*As a general rule, researchers do not test or document their programs rigorousl...

scott_s · on July 6, 2011

The point is that since software development is not their main goal or background, their practices tend to be ad-hoc. We know the value of testing and documentation, but they do not. People don't know to stop doing something until they know it's a bad practice. And they're not going to know it's a bad practice until they discover that fact on their own (which can be a slow process) or someone teaches them (faster, but potential cultural problems).

That they should is basically a given in the article. The question is how to make it happen.

gallamine · on July 6, 2011

The mindset of a scientist is that the code is a one-time thing to achieve a separate goal - data for a paper. The code isn't supposed to last, it's simply a stepping stone. For a lot of folks, whose research areas tend to move around, there isn't always the expectation that you'll get to a 2nd or 3rd paper on the same data.

Now, all of this is different if you research actually is building the model. But, I'm speaking for experience on the rest. I've built plenty of software tools that I need "right now" to get a set of data.

scott_s · on July 6, 2011

It may not be intended to last, but it's still supposed to be correct. And, of course, there's probably gobs of software out there was not intended to last, yet did.

neutronicus · on July 6, 2011

The thing about scientific code is that it's often a potential dead end. The maintenance phase of the software life cycle is not as assured as it is in industry.

Writing good engineering software is not the scientist's goal so much as demonstrating that someone else with a greater tolerance for tedium (also someone better-paid) could write good engineering software.

another · on July 6, 2011

Exactly. I'd go further: in industry, the software is typically the end product, and the quality of the software is inherently relevant. In science, the output (the prediction of the simulation, the result of the analysis, etc.) is typically the end product, and the quality of the software is relevant only insofar as it affects the quality of the output.

In practice, of course, the quality of the software often does affect the quality of the output---but time spent on software quality creates less immediate value than it does in industry.

pygy_ · on July 6, 2011

You won't see any clean code written by scientists until (major) journals make it mandatory to submit code for peer review and publication.

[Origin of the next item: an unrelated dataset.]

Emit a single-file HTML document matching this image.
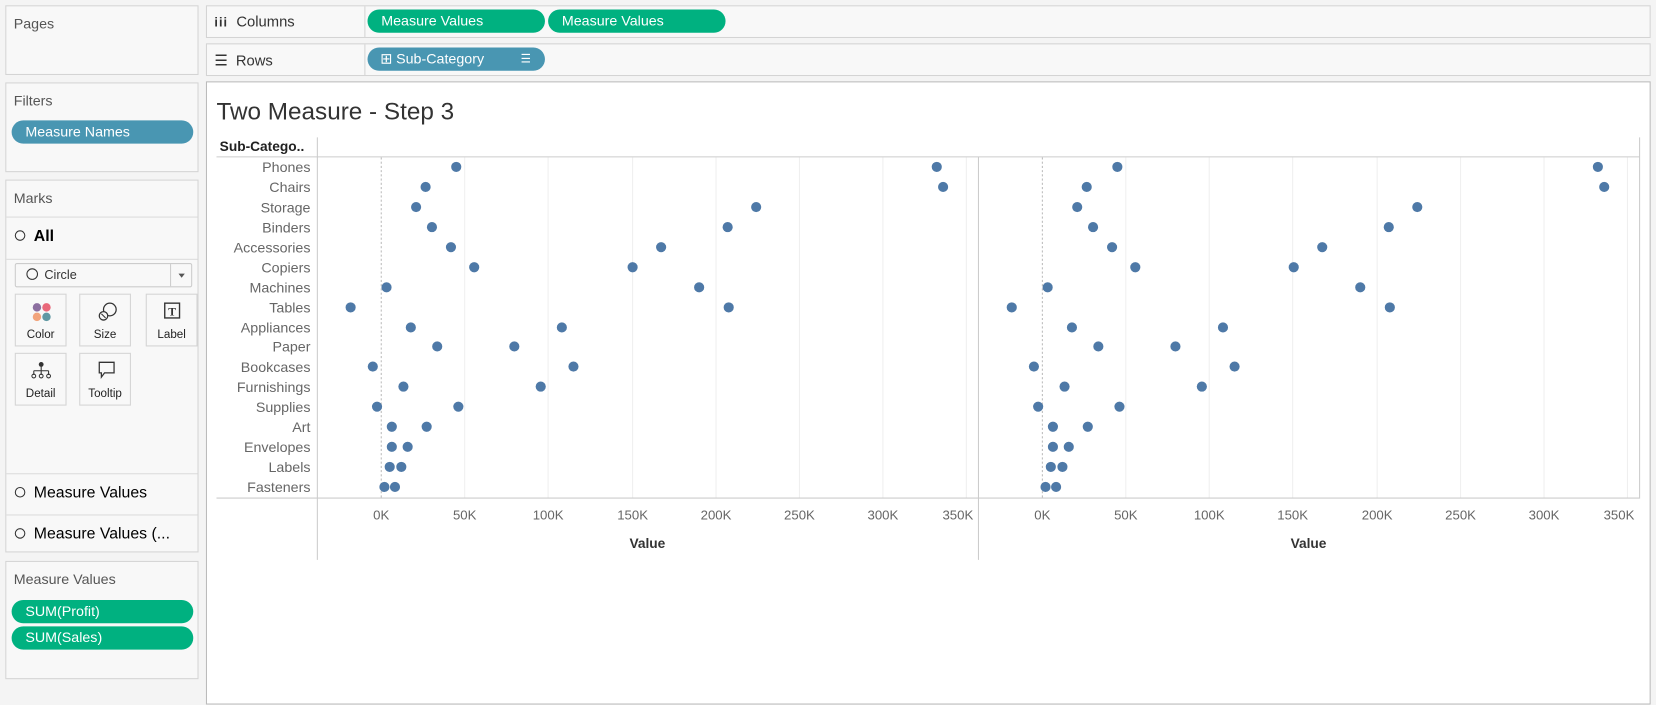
<!DOCTYPE html>
<html><head><meta charset="utf-8"><style>
html,body{margin:0;padding:0;width:1656px;height:694px;overflow:hidden;background:#f4f4f4;font-family:"Liberation Sans",sans-serif;}
#w{position:absolute;left:0;top:0;width:1568px;height:657px;transform:scale(1.0561,1.0563);transform-origin:0 0;}
.box{position:absolute;background:#f8f8f8;border:1px solid #d4d4d4;box-sizing:border-box;}
.t{position:absolute;font-size:13.5px;color:#333;}
.pill{position:absolute;height:22px;border-radius:11px;color:#fff;font-size:13.5px;line-height:22px;box-sizing:border-box;padding-left:13px;}
.g{background:#00b180}.b{background:#4996b2}
.btn{position:absolute;width:49px;height:50px;border:1px solid #d4d4d4;box-sizing:border-box;background:#f8f8f8;font-size:11px;text-align:center;color:#222}
.btn span{position:absolute;left:0;right:0;top:32px}
.circ{display:inline-block;width:10px;height:10px;border:1.5px solid #333;border-radius:50%;box-sizing:border-box;}
.sep{position:absolute;left:0;right:0;height:1px;background:#dcdcdc}
</style></head><body><div id="w">
<div class="box" style="left:5px;top:5px;width:183px;height:66px"><div class="t" style="left:7px;top:9px;color:#555">Pages</div></div>
<div class="box" style="left:5px;top:78px;width:183px;height:85px"><div class="t" style="left:7px;top:9px;color:#555">Filters</div>
<div class="pill b" style="left:5px;top:35px;width:172px">Measure Names</div></div>
<div class="box" style="left:5px;top:170px;width:183px;height:353px">
<div class="t" style="left:7px;top:9px;color:#555">Marks</div>
<div class="sep" style="top:34px"></div>
<div class="t" style="left:8px;top:44px;font-size:15px;font-weight:bold;color:#000"><span class="circ" style="margin-right:8px"></span>All</div>
<div class="sep" style="top:74px"></div>
<div style="position:absolute;left:8px;top:78px;width:168px;height:23px;border:1px solid #ccc;box-sizing:border-box;background:#f8f8f8;border-radius:2px">
<div class="t" style="left:10px;top:3px;font-size:12px"><span class="circ" style="width:11px;height:11px;margin-right:6px;vertical-align:-1px"></span>Circle</div>
<div style="position:absolute;left:146px;top:0;bottom:0;width:1px;background:#ccc"></div>
<div style="position:absolute;left:154px;top:9px;border:3.5px solid transparent;border-top:4px solid #555"></div></div>
<div class="btn" style="left:8px;top:107px"><svg width="49" height="30" style="position:absolute;left:0;top:0"><circle cx="20" cy="12" r="4" fill="#8c6fa0"/><circle cx="29" cy="12" r="4" fill="#e9687a"/><circle cx="20" cy="21" r="4" fill="#f2a47c"/><circle cx="29" cy="21" r="4" fill="#5f98a3"/></svg><span>Color</span></div>
<div class="btn" style="left:69px;top:107px"><svg width="49" height="30" style="position:absolute;left:0;top:0"><circle cx="28" cy="14" r="6" fill="none" stroke="#333" stroke-width="1.2"/><circle cx="22" cy="20" r="4" fill="#f8f8f8" stroke="#333" stroke-width="1.2"/><line x1="20" y1="18" x2="24" y2="22" stroke="#333"/></svg><span>Size</span></div>
<div class="btn" style="left:132px;top:107px"><svg width="49" height="30" style="position:absolute;left:0;top:0"><rect x="17" y="8" width="14" height="14" fill="none" stroke="#333" stroke-width="1.3"/><text x="24" y="19.5" font-size="11" font-family="Liberation Serif" font-weight="bold" text-anchor="middle" fill="#333">T</text></svg><span>Label</span></div>
<div class="btn" style="left:8px;top:163px"><svg width="49" height="30" style="position:absolute;left:0;top:0"><circle cx="24" cy="10" r="2.3" fill="#333"/><path d="M24 10V16M17 16H31M17 16V20M24 16V20M31 16V20" stroke="#333" stroke-width="1"/><circle cx="17" cy="21" r="1.8" fill="none" stroke="#333"/><circle cx="24" cy="21" r="1.8" fill="none" stroke="#333"/><circle cx="31" cy="21" r="1.8" fill="none" stroke="#333"/></svg><span>Detail</span></div>
<div class="btn" style="left:69px;top:163px"><svg width="49" height="30" style="position:absolute;left:0;top:0"><path d="M18 8H32V18H23L20 22V18H18Z" fill="none" stroke="#333" stroke-width="1.2"/></svg><span>Tooltip</span></div>
<div class="sep" style="top:277px"></div>
<div class="t" style="left:8px;top:287px;font-size:15px;color:#000"><span class="circ" style="margin-right:8px"></span>Measure Values</div>
<div class="sep" style="top:316px"></div>
<div class="t" style="left:8px;top:326px;font-size:15px;color:#000"><span class="circ" style="margin-right:8px"></span>Measure Values (...</div>
</div>
<div class="box" style="left:5px;top:531px;width:183px;height:112px"><div class="t" style="left:7px;top:9px;color:#555">Measure Values</div>
<div class="pill g" style="left:5px;top:36px;width:172px">SUM(Profit)</div>
<div class="pill g" style="left:5px;top:61px;width:172px">SUM(Sales)</div></div>

<div class="box" style="left:195px;top:5px;width:1368px;height:31px"><div style="position:absolute;left:149px;top:0;bottom:0;width:1px;background:#d4d4d4"></div>
<div class="t" style="left:7px;top:6px;font-size:14px"><b style="font-size:12px;letter-spacing:1px">iii</b>&nbsp; Columns</div>
<div class="pill g" style="left:152px;top:3px;width:168px">Measure Values</div>
<div class="pill g" style="left:323px;top:3px;width:168px">Measure Values</div></div>
<div class="box" style="left:195px;top:41px;width:1368px;height:31px"><div style="position:absolute;left:149px;top:0;bottom:0;width:1px;background:#d4d4d4"></div>
<div class="t" style="left:7px;top:7px;font-size:14px">☰&nbsp; Rows</div>
<div class="pill b" style="left:152px;top:3px;width:168px;padding-left:12px">⊞ Sub-Category<span style="position:absolute;left:145px;font-size:11px">&#9776;</span></div></div>

<div style="position:absolute;left:195px;top:77px;width:1368px;height:590px;background:#fff;border:1px solid #bbb;box-sizing:border-box"></div>
<div class="t" style="left:205px;top:92px;font-size:23px;color:#333;font-weight:300">Two Measure - Step 3</div>
<svg width="1568" height="657" style="position:absolute;left:0;top:0" font-family="Liberation Sans">
<text x="208" y="143" font-size="13" font-weight="bold" fill="#222">Sub-Catego..</text>
<g stroke="#efefef"><path d="M440 149V471M519 149V471M599 149V471M678 149V471M757 149V471M836 149V471M915 149V471M1066 149V471M1145 149V471M1224 149V471M1304 149V471M1383 149V471M1462 149V471M1541 149V471"/></g>
<g stroke="#bbb" stroke-dasharray="2,2"><path d="M361 149V471M987 149V471"/></g>
<g stroke="#ccc"><path d="M205 148.5H1553M205 471.5H1553M300.5 130V530M926.5 149V530M1552.5 130V471"/></g>
<g font-size="13.5" fill="#666" text-anchor="end" id="labs"></g>
<g font-size="12.5" fill="#666" text-anchor="middle">
<text x="361" y="492">0K</text><text x="440" y="492">50K</text><text x="519" y="492">100K</text><text x="599" y="492">150K</text><text x="678" y="492">200K</text><text x="757" y="492">250K</text><text x="836" y="492">300K</text><text x="907" y="492">350K</text>
<text x="987" y="492">0K</text><text x="1066" y="492">50K</text><text x="1145" y="492">100K</text><text x="1224" y="492">150K</text><text x="1304" y="492">200K</text><text x="1383" y="492">250K</text><text x="1462" y="492">300K</text><text x="1533" y="492">350K</text></g>
<text x="613" y="519" font-size="13" font-weight="bold" fill="#333" text-anchor="middle">Value</text>
<text x="1239" y="519" font-size="13" font-weight="bold" fill="#333" text-anchor="middle">Value</text>
<g font-size="13.5" fill="#666" text-anchor="end">
<text x="294" y="163">Phones</text><text x="294" y="182">Chairs</text><text x="294" y="201">Storage</text><text x="294" y="220">Binders</text><text x="294" y="239">Accessories</text><text x="294" y="258">Copiers</text><text x="294" y="277">Machines</text><text x="294" y="296">Tables</text><text x="294" y="315">Appliances</text><text x="294" y="333">Paper</text><text x="294" y="352">Bookcases</text><text x="294" y="371">Furnishings</text><text x="294" y="390">Supplies</text><text x="294" y="409">Art</text><text x="294" y="428">Envelopes</text><text x="294" y="447">Labels</text><text x="294" y="466">Fasteners</text></g>
<g fill="#4e79a7" id="d">
<circle cx="432" cy="158" r="4.8"/><circle cx="887" cy="158" r="4.8"/>
<circle cx="403" cy="177" r="4.8"/><circle cx="893" cy="177" r="4.8"/>
<circle cx="394" cy="196" r="4.8"/><circle cx="716" cy="196" r="4.8"/>
<circle cx="409" cy="215" r="4.8"/><circle cx="689" cy="215" r="4.8"/>
<circle cx="427" cy="234" r="4.8"/><circle cx="626" cy="234" r="4.8"/>
<circle cx="449" cy="253" r="4.8"/><circle cx="599" cy="253" r="4.8"/>
<circle cx="366" cy="272" r="4.8"/><circle cx="662" cy="272" r="4.8"/>
<circle cx="332" cy="291" r="4.8"/><circle cx="690" cy="291" r="4.8"/>
<circle cx="389" cy="310" r="4.8"/><circle cx="532" cy="310" r="4.8"/>
<circle cx="414" cy="328" r="4.8"/><circle cx="487" cy="328" r="4.8"/>
<circle cx="353" cy="347" r="4.8"/><circle cx="543" cy="347" r="4.8"/>
<circle cx="382" cy="366" r="4.8"/><circle cx="512" cy="366" r="4.8"/>
<circle cx="357" cy="385" r="4.8"/><circle cx="434" cy="385" r="4.8"/>
<circle cx="371" cy="404" r="4.8"/><circle cx="404" cy="404" r="4.8"/>
<circle cx="371" cy="423" r="4.8"/><circle cx="386" cy="423" r="4.8"/>
<circle cx="369" cy="442" r="4.8"/><circle cx="380" cy="442" r="4.8"/>
<circle cx="364" cy="461" r="4.8"/><circle cx="374" cy="461" r="4.8"/>
</g>
<use href="#d" x="626"/>
</svg>
</div></body></html>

When it happens, I hope that they'll manage to agree on a sensible license (even though I won't set my hopes too high).

rflrob · on July 6, 2011

I have all of my code on github under a CRAPL license [1]. It assumes a certain amount of good-faith from others, but I feel that if you're worrying about getting scooped, your problem isn't ambitious enough. Luckily, my adviser agrees, and is very in favor of open releases of data [2].

[1]http://matt.might.net/articles/crapl/ [2]http://www.michaeleisen.org/blog/?p=440

pygy_ · on July 6, 2011

The terms of the license are good, but its name is literally crappy:-/

kenjackson · on July 7, 2011

That will never happen, because the universities are bigger than the journals and will push back. The universities want to own the code if there's money to be made. Stanford made a small fortune from Google, for example. If journals required code review, other journals would pop up that wouldn't require it.